By BRIAN FALLOW
WELLINGTON - There will be no contractors - they will all be employees - if the Employment Relations Bill passes in its present form, Employers Federation chief executive Anne Knowles says.
As the bill stands, in deciding whether A is an employee of B, the main thing is how much A is under B's control and direction and integrated into B's business.
Mrs Knowles yesterday told the parliamentary select committee considering the bill that every contractor would meet those tests.
"There is no business which does not control [its contractors] to the extent of saying what work needs to be done, the timing and the quality of the outcomes required. And there is no business which would pay to have work done which was not an integral part of that business."
The federation says a wide range of tests, not just two, should apply in determining whether someone is an employee or a contractor.
The confusion and uncertainty arising from people being employees for the purposes of some legislation but not for others is "unwarranted and unacceptable."
The federation is also critical of the bill's continuity of employment clause, which requires the employer to continue to employ every employee bound by a collective contract during the term of the contract (and up to 12 months after the expiry date, once the union has initiated bargaining to replace it).
This applies unless the agreement expressly provides otherwise.
"The effect of the proposed provision is that if there is no redundancy provision in the collective agreement, the employer is obliged to pay all remuneration that would have been received by the employee until the agreement expired."

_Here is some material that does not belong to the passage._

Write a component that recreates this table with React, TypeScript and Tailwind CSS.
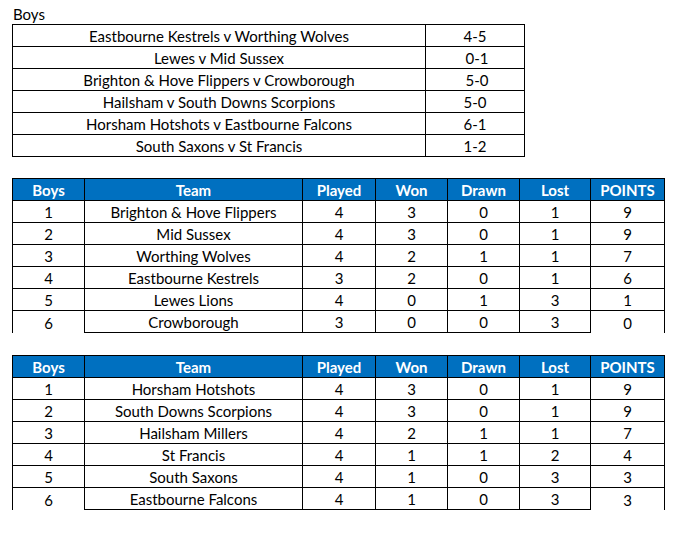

The federation says the purpose appears to be to establish a floor for redundancy payments that the parties have not themselves agreed to - going against a Court of Appeal ruling that redundancy is only payable when agreed to by the parties.
The Council of Trade Unions wants the provision scrapped and replaced with one ensuring all the terms and conditions of employment continue with a new owner, if a business is sold, or new employers, in the event of work being contracted out.
"However, such a proposal does not address the issue often at the heart of a decision to sell a business or contract out work - that the labour costs are simply too high to be sustained," the federation says. A one-size-fits-all prescription is inappropriate, it says.